Anak Kecil Menggugat Kemerdekaan

               Wardiman Sultan Madir 

OPINI, KNEWS - Lebih baik pulang nama daripada gagal di medan perang merupakan Kalimat semboyang yang sedikit mengambarkan wajah bangsa ini dan 75 tahun Indonesia telah merdeka lalu merah putih berkibar dimana-mana hingga bertebaran ke pelosok negeri.
Syarat hukum yang wajib merasakan kemerdekaan ialah segenap tumpah darah rakyat Indonesia dan tradisi (Pesta Perayaan) yang dianut sejak dulu hingga sekarang masih menjadi dewi di atas segalanya meskipun akses untuk bergerak sudah dibatasi dan diawasi oleh rezim diktator.

Sebagian orang beranggapan bahwa seorang anak kecil adalah simbol ketidaktahuan namun jika ada 2 sosok anak kecil bertanya kepada bapaknya dan anak pertama dengan ingus berwarna hijau yang setia menghiasi wajah bulatnya sedang mempertanyakan "Apa benar kita sudah merdeka atau hanya ilusi semata yang dipaksakan untuk ada?". 

Berkaca pada realita dan melihat dengan mata kepala tentu akan menimbulkan ribuan pertanyaan yang dikemas oleh rasa penasaran.

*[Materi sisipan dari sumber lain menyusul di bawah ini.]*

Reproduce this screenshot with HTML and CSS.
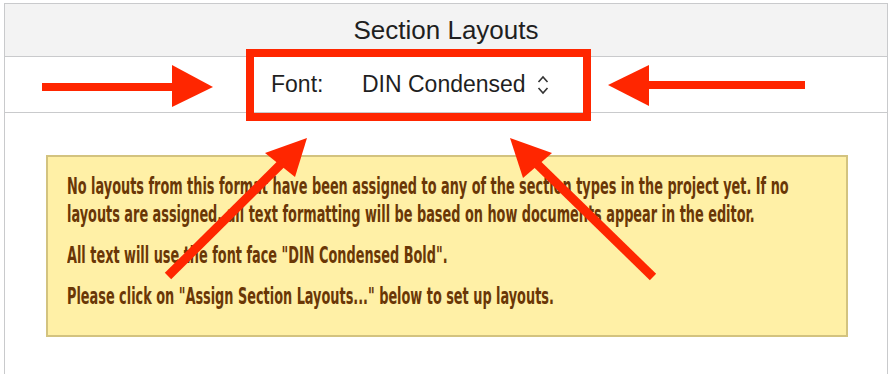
FILE: index.html
```html
<!DOCTYPE html>
<html lang="en">
<head>
    <meta charset="UTF-8">
    <title>Section Layouts</title>
    <link rel="stylesheet" href="styles.css">
</head>
<body>
    <div class="panel">
        <div class="panel-head">Section Layouts</div>

        <div class="toolbar">
            <span class="label">Font:</span>
            <span class="popup">
                DIN Condensed
                <svg class="chevrons" width="12" height="20" viewBox="0 0 12 20">
                    <path d="M1.5 7 L6 2 L10.5 7" fill="none" stroke="#333" stroke-width="1.6"/>
                    <path d="M1.5 13 L6 18 L10.5 13" fill="none" stroke="#333" stroke-width="1.6"/>
                </svg>
            </span>
        </div>

        <div class="content">
            <div class="notice">
                <div class="notice-text">
                    <p>No layouts from this format have been assigned to any of the section types in the project yet. If no layouts are assigned, all text formatting will be based on how documents appear in the editor.</p>
                    <p>All text will use the font face "DIN Condensed Bold".</p>
                    <p>Please click on "Assign Section Layouts..." below to set up layouts.</p>
                </div>
            </div>
        </div>
    </div>

    <!-- annotation overlay -->
    <svg class="marks" width="890" height="374" viewBox="0 0 890 374">
        <g fill="#ff2600" stroke="none">
            <rect x="42" y="83" width="132" height="8"/>
            <polygon points="172,65 213,87 172,107"/>

            <rect x="648" y="81" width="157" height="8"/>
            <polygon points="649,65 608,85 649,106"/>

            <polygon points="265,153 307,138 295,177"/>
            <polygon points="552,153 510,138 523,178"/>
        </g>
        <g stroke="#ff2600" stroke-width="9" fill="none">
            <line x1="168" y1="276" x2="284" y2="161"/>
            <line x1="653" y1="277" x2="535" y2="162"/>
        </g>
        <rect x="250" y="53" width="337" height="64" stroke="#ff2600" stroke-width="8" fill="none"/>
    </svg>
</body>
</html>
```

FILE: styles.css
```css
* {
    margin: 0;
    padding: 0;
    box-sizing: border-box;
}

body {
    font-family: 'Liberation Sans', Arial, sans-serif;
    background: #fff;
    color: #1f1f1f;
    width: 890px;
    height: 374px;
    overflow: hidden;
    position: relative;
}

.panel {
    margin-top: 3px;
    margin-left: 4px;
    width: 884px;
    height: 371px;
    border-left: 1px solid #c9cacc;
    border-right: 1px solid #c9cacc;
}

.panel-head {
    height: 54px;
    background: #f3f3f3;
    border-top: 1px solid #c9cacc;
    border-bottom: 1px solid #c9cacc;
    font-size: 26px;
    line-height: 52px;
    text-align: center;
}

.toolbar {
    height: 56px;
    border-bottom: 1px solid #c9cacc;
    display: flex;
    align-items: center;
    padding-left: 266px;
    font-size: 23px;
}

.toolbar .label {
    width: 91px;
}

.popup {
    display: flex;
    align-items: center;
    gap: 11px;
}

.content {
    padding: 42px 39px 0 41px;
}

.notice {
    background: #fff0a6;
    border: 2px solid #d3c37f;
    padding: 15px 0 0 19px;
    color: #6a3706;
    height: 182px;
    overflow: hidden;
}

/* DIN Condensed look: condensed bold face squeezed sideways */
.notice-text {
    width: 1206px;
    font-family: 'DejaVu Sans Condensed', 'DejaVu Sans', sans-serif;
    font-stretch: condensed;
    font-weight: bold;
    font-size: 23px;
    line-height: 28px;
    transform: scaleX(0.622);
    transform-origin: 0 0;
}

.notice-text p + p {
    margin-top: 13px;
}

.marks {
    position: absolute;
    left: 0;
    top: 0;
    pointer-events: none;
}
```
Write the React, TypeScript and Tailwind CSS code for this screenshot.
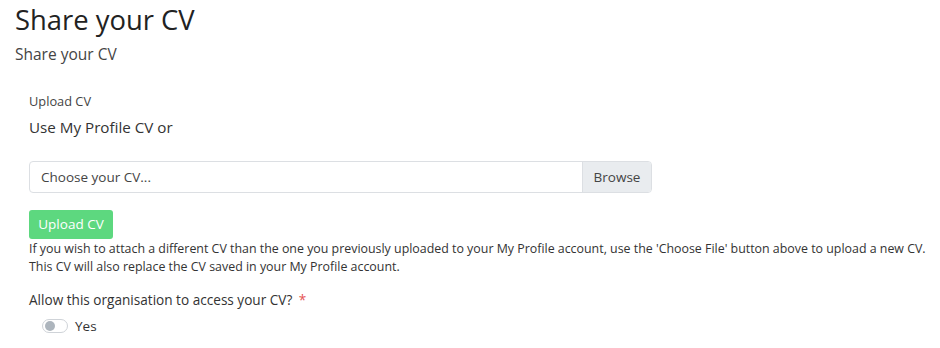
import React from "react";

export default function App() {
  return (
    <div className="w-[940px] h-[348px] bg-white overflow-hidden text-[#333] relative" style={{ fontFamily: '"Open Sans", "Liberation Sans", sans-serif' }}>
      <div className="pl-[15px]">
        <h1 className="text-[27.4px] leading-[28px] pt-[6px] text-[#222] font-normal">Share your CV</h1>
        <div className="text-[15.5px] leading-[20px] mt-[10px] text-[#444]">Share your CV</div>
      </div>
      <div className="pl-[29px] pr-[288px] pt-[29px]">
        <div className="text-[12.8px] leading-[16px] text-[#444]">Upload CV</div>
        <div className="text-[15.2px] leading-[20px] mt-[8px] text-[#333]">Use My Profile CV or</div>
        <div className="mt-[24px] flex h-[32px] border border-[#dcdfe3] rounded-[4px] overflow-hidden">
          <div className="flex-1 flex items-center pl-[11px] text-[13.5px] text-[#444]">Choose your CV...</div>
          <div className="w-[69px] flex items-center justify-center bg-[#e9ecef] border-l border-[#dcdfe3] text-[13.5px] text-[#444]">Browse</div>
        </div>
        <button className="mt-[17px] h-[29px] w-[84px] rounded-[3px] bg-[#5dd87f] text-white text-[13.5px] flex items-center justify-center">Upload CV</button>
      </div>
      <div className="pl-[29px] text-[12.4px] leading-[18px] text-[#333] mt-[1px]">
        <div>If you wish to attach a different CV than the one you previously uploaded to your My Profile account, use the 'Choose File' button above to upload a new CV.</div>
        <div>This CV will also replace the CV saved in your My Profile account.</div>
      </div>
      <div className="pl-[29px] mt-[15px] text-[13.6px] leading-[18px] text-[#333]">
        Allow this organisation to access your CV? <span className="text-[#e55353] ml-[3px]">*</span>
      </div>
      <div className="pl-[42px] mt-[7px] flex items-center gap-[7px]">
        <div className="w-[26px] h-[14px] rounded-full border border-[#cfd3d8] bg-white flex items-center px-[2px]">
          <div className="w-[10px] h-[10px] rounded-full bg-[#adb5bd]" />
        </div>
        <span className="text-[13.5px] text-[#333]">Yes</span>
      </div>
    </div>
  );
}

Sebagian manusia hanya bisa mengelus dada yang diurai dengan air mata bahwa kenyataan dalam kebenaran ternyata ada banyak problematika yang tak menemui solusi. 

Sapalah Indonesia dengan sepucuk harapan demi jawaban yang sedikit memuaskan hati "Apa kabar rakyat Indonesia?" dan "Apa kalian sudah merasakan kesejateraan yang sesungguhnya?" ataukah kata sejatera sebagai bahasa yang sejatinya untuk dipahami bagi sang pemilik kekuasaan semata.

Perubahan makna kata MERDEKA di tahun 1945 dan tahun 2020 sangat jauh berbeda. 
Sedikit mengulik kembali bahwa Merdeka merupakan rentetan huruf yang dirangkai dalam satu kata lalu dimaknai sebagai pemantik semangat takkala para pejuang tak menemui titik terang. 
Kata Merdeka itu sendiri disaring dari tetes keringat yang bercampur darah kemudian digemakan ke sanubari untuk menyalakan suluh asa perjuangan. Namun, cukup disayangkan ketika kata merdeka hari ini hanyalah ucapan pemanis di bibir yang tak bermakna sama sekali.

Bhineka tunggal ika didalihkan secara terang-terangan untuk harga mati demi perwujudan Pancasila tetapi naas ketika korupsi kian mengiurkan dan merajalela, penjualan aset negara dibiarkan begitu saja, ajaran islam dikesampingkan, LGBT berjajar rapi dengan kibasan rambut kemenangan, Pemasok barang haram keluar masuk tiada halangan, serta demokrasi buruk tak sebanding harga mati yang ditawarkan secara ketus.

Pondasi kebangsaan telah lama rapuh dan terseok-seok seiring lenyapnya implementasi pada tiap-tiap sila, segala perang batin memuncak, dan masalah kian pelik nan kelik di Bumi Pertiwi. 
Raut wajah ibu Pertiwi tak perlu dilukiskan lagi bahwa wajah yang dulunya indah  memesona kini lesu mengukir sendu kepiluan.
Keadilan yang seharusnya menenangkan ternyata kini hanya menjadi momok menakutkan dan hebatnya lagi segenggam hadiah menarik yang disuguhkan yakni rasa trauma berkepanjangan.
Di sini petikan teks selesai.